It’s finally here! The first beta of Firefox 3 (Gran Paradiso) was released a few minutes ago. Although I’ve occasionally used Firefox 3 for testing and experimentation purposes, today was the first day I finally made the switch to using it full-time. And I’m glad I did – it’s awesome. I can’t speak for the other platforms, but the difference on Mac is amazing. The visual refresh hasn’t landed yet, but you can see what’s in the works here.
The browser just feels faster, and OMG cocoa widgets and unified toolbar! One of my favorite features that I’m slowly taking advantage of is being able to start typing any part of a url or page title and have the page I was looking for appear right in the URL bar.
So, if you want to try it out, head on over to the download page. And if you’re on Mac, I highly recommend installing the prototype theme of the visual refresh – it’s awesome. (Note: this is still a beta, so bad things could happen, so use at your own risk! But if you’re on Mac, it’s pretty much worth it.)
If you’re looking for information on what’s in Firefox 3, check out the release notes page. I’ve included a short summary from the announcement of the main things below in case you’re not interested in the details.
- Improved security features such as: better presentation of website identity and security, malware protection, stricter SSL error pages, anti-virus integration in the download manager, and version checking for insecure plugins.
- Improved ease of use through: better password management, easier add-on installation, new download manager with resumable downloading, full page zoom, animated tab strip, and better integration with Windows Vista and Mac OS X.

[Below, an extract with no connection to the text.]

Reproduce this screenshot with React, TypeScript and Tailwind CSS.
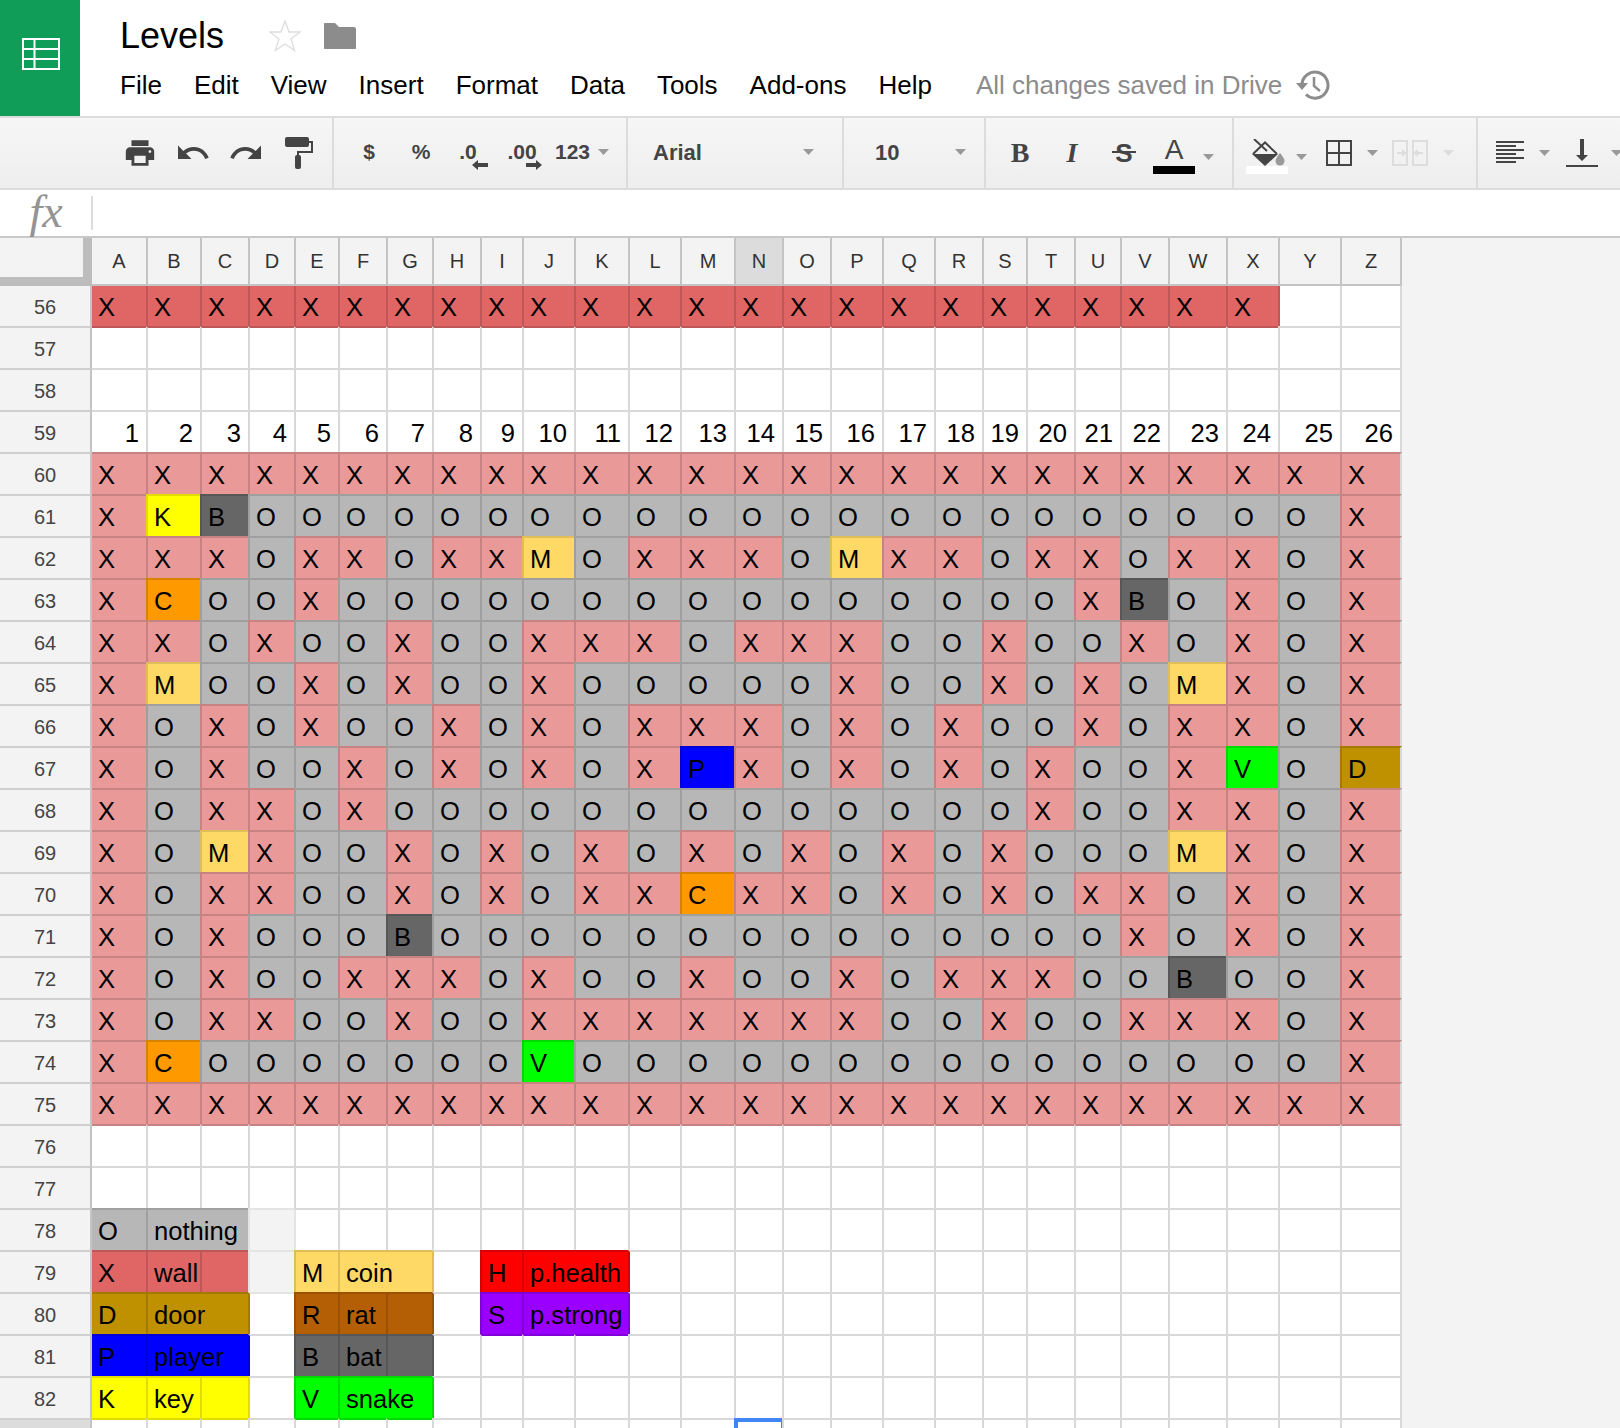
import { Fragment, type ReactNode } from 'react';

type Cell = {
  text?: string;
  fill?: string;
  span?: number;
};

type Tone = {
  bg: string;
  left: string;
  top: string;
};

const columns = 'ABCDEFGHIJKLMNOPQRSTUVWXYZ'.split('');

const palette: Record<string, Tone> = {
  X: { bg: 'bg-[#ea9999]', left: 'border-l-[#c78282]', top: 'border-t-[#c78282]' },
  O: { bg: 'bg-[#b7b7b7]', left: 'border-l-[#9f9f9f]', top: 'border-t-[#9f9f9f]' },
  K: { bg: 'bg-[#ffff00]', left: 'border-l-[#e3dc00]', top: 'border-t-[#e3dc00]' },
  B: { bg: 'bg-[#666666]', left: 'border-l-[#575757]', top: 'border-t-[#575757]' },
  C: { bg: 'bg-[#ff9900]', left: 'border-l-[#d98200]', top: 'border-t-[#d98200]' },
  M: { bg: 'bg-[#ffd966]', left: 'border-l-[#dfbd59]', top: 'border-t-[#dfbd59]' },
  P: { bg: 'bg-[#0000ff]', left: 'border-l-[#0000d9]', top: 'border-t-[#0000d9]' },
  V: { bg: 'bg-[#00ff00]', left: 'border-l-[#00d900]', top: 'border-t-[#00d900]' },
  D: { bg: 'bg-[#bf9000]', left: 'border-l-[#a27a00]', top: 'border-t-[#a27a00]' },
  wall: { bg: 'bg-[#e06666]', left: 'border-l-[#be5757]', top: 'border-t-[#be5757]' },
  rat: { bg: 'bg-[#b45f06]', left: 'border-l-[#995105]', top: 'border-t-[#995105]' },
  red: { bg: 'bg-[#ff0000]', left: 'border-l-[#d90000]', top: 'border-t-[#d90000]' },
  purple: { bg: 'bg-[#9900ff]', left: 'border-l-[#8200d9]', top: 'border-t-[#8200d9]' },
  pale: { bg: 'bg-[#f3f3f3]', left: 'border-l-[#e4e4e4]', top: 'border-t-[#e4e4e4]' },
};

const level: Record<number, string> = {
  60: 'XXXXXXXXXXXXXXXXXXXXXXXXXX',
  61: 'XKBOOOOOOOOOOOOOOOOOOOOOOX',
  62: 'XXXOXXOXXMOXXXOMXXOXXOXXOX',
  63: 'XCOOXOOOOOOOOOOOOOOOXBOXOX',
  64: 'XXOXOOXOOXXXOXXXOOXOOXOXOX',
  65: 'XMOOXOXOOXOOOOOXOOXOXOMXOX',
  66: 'XOXOXOOXOXOXXXOXOXOOXOXXOX',
  67: 'XOXOOXOXOXOXPXOXOXOXOOXVOD',
  68: 'XOXXOXOOOOOOOOOOOOOXOOXXOX',
  69: 'XOMXOOXOXOXOXOXOXOXOOOMXOX',
  70: 'XOXXOOXOXOXXCXXOXOXOXXOXOX',
  71: 'XOXOOOBOOOOOOOOOOOOOOXOXOX',
  72: 'XOXOOXXXOXOOXOOXOXXXOOBOOX',
  73: 'XOXXOOXOOXXXXXXXOOXOOXXXOX',
  74: 'XCOOOOOOOVOOOOOOOOOOOOOOOX',
  75: 'XXXXXXXXXXXXXXXXXXXXXXXXXX',
};

const legend: Record<number, Cell[]> = {
  78: [{ text: 'O', fill: 'O' }, { text: 'nothing', fill: 'O', span: 2 }, { fill: 'pale' }],
  79: [
    { text: 'X', fill: 'wall' },
    { text: 'wall', fill: 'wall' },
    { fill: 'wall' },
    { fill: 'pale' },
    { text: 'M', fill: 'M' },
    { text: 'coin', fill: 'M', span: 2 },
    {},
    { text: 'H', fill: 'red' },
    { text: 'p.health', fill: 'red', span: 2 },
  ],
  80: [
    { text: 'D', fill: 'D' },
    { text: 'door', fill: 'D', span: 2 },
    {},
    { text: 'R', fill: 'rat' },
    { text: 'rat', fill: 'rat' },
    { fill: 'rat' },
    {},
    { text: 'S', fill: 'purple' },
    { text: 'p.strong', fill: 'purple', span: 2 },
  ],
  81: [
    { text: 'P', fill: 'P' },
    { text: 'player', fill: 'P', span: 2 },
    {},
    { text: 'B', fill: 'B' },
    { text: 'bat', fill: 'B' },
    { fill: 'B' },
  ],
  82: [
    { text: 'K', fill: 'K' },
    { text: 'key', fill: 'K' },
    { fill: 'K' },
    {},
    { text: 'V', fill: 'V' },
    { text: 'snake', fill: 'V', span: 2 },
  ],
};

function cellsFor(n: number): Cell[] {
  if (n === 56) return columns.map((_, i) => (i < 24 ? { text: 'X', fill: 'wall' } : {}));
  if (n === 59) return columns.map((_, i) => ({ text: String(i + 1) }));
  if (level[n]) return level[n].split('').map((c) => ({ text: c, fill: c }));
  const spec = legend[n] ?? [];
  const used = spec.reduce((total, c) => total + (c.span ?? 1), 0);
  return [...spec, ...Array.from({ length: 26 - used }, () => ({}))];
}

// fill key per column, with merged cells written out
function fillsFor(n: number): (string | undefined)[] {
  const out: (string | undefined)[] = [];
  cellsFor(n).forEach((c) => {
    for (let i = 0; i < (c.span ?? 1); i++) out.push(c.fill);
  });
  return out;
}

function Caret({ light = false, low = false }: { light?: boolean; low?: boolean }) {
  return (
    <svg width="11" height="6" viewBox="0 0 11 6" className={low ? 'mt-[8px] shrink-0' : 'shrink-0'}>
      <path d="M0 0h11L5.5 6z" fill={light ? '#dddddd' : '#999999'} />
    </svg>
  );
}

function ToolButton({ children }: { children: ReactNode }) {
  return <div className="flex h-[40px] w-[52px] shrink-0 items-center justify-center">{children}</div>;
}

function Icon({ path, size = 34 }: { path: string; size?: number }) {
  return (
    <svg width={size} height={size} viewBox="0 0 24 24" fill="#444444">
      <path d={path} />
    </svg>
  );
}

function Toolbar() {
  return (
    <div className="flex h-[74px] border-y-2 border-[#dcdcdc] bg-linear-to-b from-[#f6f6f6] to-[#eeeeee] text-[21px] font-bold text-[#444444]">
      <div className="flex w-[334px] shrink-0 items-center gap-px border-r-2 border-[#dcdcdc] pl-[114px]">
        <ToolButton>
          <Icon path="M19 8H5c-1.66 0-3 1.34-3 3v6h4v4h12v-4h4v-6c0-1.66-1.34-3-3-3zm-3 11H8v-5h8v5zm3-7c-.55 0-1-.45-1-1s.45-1 1-1 1 .45 1 1-.45 1-1 1zm-1-9H6v4h12V3z" />
        </ToolButton>
        <ToolButton>
          <Icon size={36} path="M12.5 8c-2.65 0-5.05.99-6.9 2.6L2 7v9h9l-3.62-3.62c1.39-1.16 3.16-1.88 5.12-1.88 3.54 0 6.55 2.31 7.6 5.5l2.37-.78C21.08 11.03 17.15 8 12.5 8z" />
        </ToolButton>
        <ToolButton>
          <Icon size={36} path="M18.4 10.6C16.55 8.99 14.15 8 11.5 8c-4.65 0-8.58 3.03-9.96 7.22L3.9 16c1.05-3.19 4.05-5.5 7.6-5.5 1.95 0 3.73.72 5.12 1.88L13 16h9V7l-3.6 3.6z" />
        </ToolButton>
        <ToolButton>
          <svg width="28" height="32" viewBox="0 0 28 32" fill="none">
            <rect x="0" y="0" width="24" height="10" rx="2" fill="#444444" />
            <path d="M24 5h3v10H13v5" stroke="#444444" strokeWidth="2" />
            <rect x="10" y="18" width="6" height="14" rx="2" fill="#444444" />
          </svg>
        </ToolButton>
      </div>

      <div className="flex w-[294px] shrink-0 items-center border-r-2 border-[#dcdcdc] pb-[2px] pl-[9px]">
        <ToolButton>$</ToolButton>
        <ToolButton>%</ToolButton>
        <ToolButton>
          <div className="relative mr-[10px]">
            .0
            <svg width="16" height="10" viewBox="0 0 16 10" className="absolute top-[24px] left-[13px]">
              <path d="M0 5l6-5v3h10v4H6v3z" fill="#444444" />
            </svg>
          </div>
        </ToolButton>
        <ToolButton>
          <div className="relative mr-[6px]">
            .00
            <svg width="16" height="10" viewBox="0 0 16 10" className="absolute top-[24px] left-[19px]">
              <path d="M16 5l-6-5v3H0v4h10v3z" fill="#444444" />
            </svg>
          </div>
        </ToolButton>
        <span className="ml-[4px]">123</span>
        <div className="ml-[8px]">
          <Caret />
        </div>
      </div>

      <div className="flex w-[216px] shrink-0 items-center justify-between border-r-2 border-[#dcdcdc] pr-[28px] pb-[2px] pl-[25px] text-[22px]">
        <span>Arial</span>
        <Caret />
      </div>

      <div className="flex w-[142px] shrink-0 items-center justify-between border-r-2 border-[#dcdcdc] pr-[18px] pb-[2px] pl-[31px] text-[22px]">
        <span>10</span>
        <Caret />
      </div>

      <div className="flex w-[248px] shrink-0 items-center border-r-2 border-[#dcdcdc] pl-[8px]">
        <ToolButton>
          <span className="font-['Liberation_Serif',serif] text-[28px]">B</span>
        </ToolButton>
        <ToolButton>
          <span className="font-['Liberation_Serif',serif] text-[28px] italic">I</span>
        </ToolButton>
        <ToolButton>
          <span className="relative font-['Liberation_Sans',sans-serif] text-[26px]">
            S
            <span className="absolute top-[17px] -left-[3px] h-[2px] w-[24px] bg-[#444444]" />
          </span>
        </ToolButton>
        <div className="mt-[6px] flex w-[48px] shrink-0 flex-col items-center">
          <span className="h-[28px] text-[28px] leading-[24px] font-normal">A</span>
          <span className="h-[8px] w-[42px] bg-black" />
        </div>
        <div className="ml-[5px]">
          <Caret low />
        </div>
      </div>

      <div className="flex w-[244px] shrink-0 items-center border-r-2 border-[#dcdcdc] pl-[12px]">
        <div className="flex w-[42px] shrink-0 flex-col items-start pt-[6px]">
          <svg width="33" height="27" viewBox="0 0 33 27" fill="none" className="ml-[6px]">
            <path d="M1 15L13 3.500 25 15" stroke="#444444" strokeWidth="2" />
            <path d="M0 15h26L13 27z" fill="#444444" />
            <path d="M2 0l13 12" stroke="#444444" strokeWidth="2" />
            <path d="M28 14s-4.500 5-4.500 8a4.500 4.500 0 0 0 9 0c0-3-4.500-8-4.500-8z" fill="#999999" />
          </svg>
          <span className="h-[8px] w-[42px] bg-white" />
        </div>
        <div className="ml-[8px]">
          <Caret low />
        </div>
        <svg width="26" height="26" viewBox="0 0 26 26" fill="none" stroke="#444444" strokeWidth="2" className="ml-[19px] shrink-0">
          <path d="M1 1h24v24H1zM13 1v24M1 13h24" />
        </svg>
        <div className="ml-[15px]">
          <Caret />
        </div>
        <svg width="36" height="26" viewBox="0 0 36 26" fill="none" stroke="#dddddd" strokeWidth="2" className="ml-[14px] shrink-0">
          <path d="M15 1H1v24h14zM21 1h14v24H21z" />
          <path d="M5 13h8M31 13h-8" />
          <path d="M10 9l5 4-5 4zM26 9l-5 4 5 4z" fill="#dddddd" stroke="none" />
        </svg>
        <div className="ml-[15px]">
          <Caret light />
        </div>
      </div>

      <div className="flex min-w-0 flex-1 items-center pl-[18px]">
        <svg width="28" height="24" viewBox="0 0 28 24" fill="#444444" className="shrink-0">
          <path d="M0 0h28v2H0zM0 4h20v2H0zM0 8h28v2H0zM0 12h20v2H0zM0 16h28v2H0zM0 20h20v2H0z" />
        </svg>
        <div className="ml-[15px]">
          <Caret />
        </div>
        <svg width="32" height="28" viewBox="0 0 32 28" fill="#444444" className="ml-[16px] shrink-0">
          <path d="M14 0h4v16h4l-6 6-6-6h4zM0 26h32v2H0z" />
        </svg>
        <div className="ml-[13px]">
          <Caret />
        </div>
      </div>
    </div>
  );
}

function Header() {
  return (
    <div className="flex h-[116px]">
      <div className="flex w-[80px] shrink-0 items-center justify-center bg-[#0f9d58]">
        <svg width="38" height="32" viewBox="0 0 38 32" fill="none" stroke="white" strokeWidth="2" className="mb-[8px] ml-[2px]">
          <path d="M1 1h36v30H1zM12.500 1v30M1 11h36M1 21h36" />
        </svg>
      </div>
      <div className="flex flex-col pl-[40px]">
        <div className="mt-[14px] flex h-[44px] items-center">
          <span className="text-[36px] text-black">Levels</span>
          <svg width="32" height="32" viewBox="0 0 32 32" fill="none" stroke="#dddddd" strokeWidth="1.3" className="ml-[45px]">
            <path d="M16 1l4 11h11l-9 7 3.500 11.500L16 24l-9.500 6.500L10 19l-9-7h11z" />
          </svg>
          <svg width="32" height="26" viewBox="0 0 32 26" fill="#8c8c8c" className="ml-[23px]">
            <path d="M1 0h10l4 4h15c1 0 2 1 2 2v19c0 .6-.4 1-1 1H1c-.6 0-1-.4-1-1V1c0-.6.4-1 1-1z" />
          </svg>
        </div>
        <div className="mt-[9px] flex h-[36px] items-center gap-[32px] text-[26px] text-black">
          {['File', 'Edit', 'View', 'Insert', 'Format', 'Data', 'Tools', 'Add-ons', 'Help'].map((item) => (
            <span key={item}>{item}</span>
          ))}
          <div className="ml-[12px] flex items-center gap-[14px] whitespace-nowrap text-[#8c8c8c]">
            <span>All changes saved in Drive</span>
            <svg width="34" height="32" viewBox="0 0 34 32" fill="none" stroke="#8c8c8c">
              <path d="M6 16a13 13 0 1 1 4 9.500" strokeWidth="3" />
              <path d="M0 14h12l-6 7z" fill="#8c8c8c" stroke="none" />
              <path d="M18 8v9l6 5" strokeWidth="2.500" />
            </svg>
          </div>
        </div>
      </div>
    </div>
  );
}

function RowHead({ n }: { n: number }) {
  return (
    <div
      className={`flex items-center justify-center border-r-2 border-r-[#c4c4c4] pt-[2px] text-[20px] text-[#444444] ${
        n === 56 ? '' : 'border-t-2 border-t-[#cfcfcf]'
      } ${n === 83 ? 'bg-[#dcdcdc]' : 'bg-[#f3f3f3]'}`}
    >
      {n === 83 ? '' : n}
    </div>
  );
}

function SheetRow({ n }: { n: number }) {
  const own = fillsFor(n);
  const above = fillsFor(n - 1);
  let col = 0;
  return (
    <>
      {cellsFor(n).map((cell, i) => {
        const at = col;
        col += cell.span ?? 1;
        const tone = cell.fill ? palette[cell.fill] : undefined;
        const leftTone = tone ?? (at > 0 && own[at - 1] ? palette[own[at - 1] as string] : undefined);
        const topFill = n === 56 ? undefined : own[at] ?? above[at];
        const topTone = topFill ? palette[topFill] : undefined;
        const lines = [
          at > 0 ? `border-l-2 ${leftTone?.left ?? 'border-l-[#d9d9d9]'}` : '',
          n === 56 ? '' : `border-t-2 ${topTone?.top ?? 'border-t-[#d9d9d9]'}`,
          at + (cell.span ?? 1) === 26 ? 'border-r-2 border-r-[#d9d9d9]' : '',
        ].join(' ');
        return (
          <div
            key={i}
            className={`relative flex items-center pt-[2px] text-[25.6px] whitespace-nowrap text-black ${
              n === 59 ? 'justify-end pr-[7px]' : 'pl-[6px]'
            } ${tone?.bg ?? 'bg-white'} ${lines} ${cell.span === 2 ? 'col-span-2' : ''}`}
          >
            {cell.text}
            {n === 83 && at === 13 && (
              <div className="absolute -top-[2px] -left-[2px] h-[40px] w-[51px] border-4 border-[#4285f4]" />
            )}
          </div>
        );
      })}
    </>
  );
}

function Sheet() {
  const rows = Array.from({ length: 28 }, (_, i) => 56 + i);
  return (
    <div className="grid w-[1402px] grid-cols-[92px_54px_54px_48px_46px_44px_48px_46px_48px_42px_52px_54px_52px_54px_48px_48px_52px_52px_48px_44px_48px_46px_48px_58px_52px_62px_62px] grid-rows-[48px_40px] auto-rows-[42px]">
      <div className="border-r-[9px] border-b-[9px] border-[#bdbdbd] bg-[#f3f3f3]" />
      {columns.map((c, i) => (
        <div
          key={c}
          className={`flex items-center justify-center border-b-2 border-[#c4c4c4] text-[20px] text-[#333333] ${i > 0 ? 'border-l-2' : ''} ${
            i === 25 ? 'border-r-2' : ''
          } ${c === 'N' ? 'bg-[#dcdcdc]' : 'bg-[#f3f3f3]'}`}
        >
          {c}
        </div>
      ))}
      {rows.map((n) => (
        <Fragment key={n}>
          <RowHead n={n} />
          <SheetRow n={n} />
        </Fragment>
      ))}
    </div>
  );
}

export default function App() {
  return (
    <div className="h-[1428px] w-[1620px] overflow-hidden bg-white font-['Liberation_Sans',sans-serif]">
      <Header />
      <Toolbar />
      <div className="flex h-[46px] items-center bg-white">
        <span className="mb-[3px] w-[91px] pl-[1px] text-center font-['Liberation_Serif',serif] text-[46px] leading-none text-[#949494] italic">
          fx
        </span>
        <span className="h-[34px] w-[2px] bg-[#dddddd]" />
      </div>
      <div className="h-[1192px] border-t-2 border-[#c8c8c8] bg-[#f3f3f3]">
        <Sheet />
      </div>
    </div>
  );
}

- Richer personalization through: one-click bookmarking, smart search bookmark folders, direct typing in location bar searches your history and bookmarks for URLs and page titles, ability to register web applications as protocol handlers, and better customization of download actions for file types.
- Improved platform features such as: new graphics and font rendering architecture, native web page form controls, color profile management, and offline application support.
- Performance improvements such as: better data reliability for user profiles, architectural improvements to speed up page rendering, over 300 memory leak fixes, and a new XPCOM cycle collector to reduce entire classes of leaks.
Huge thanks and congrats to everyone that’s been working for so long on Firefox 3 and Gecko 1.9 (27 months!).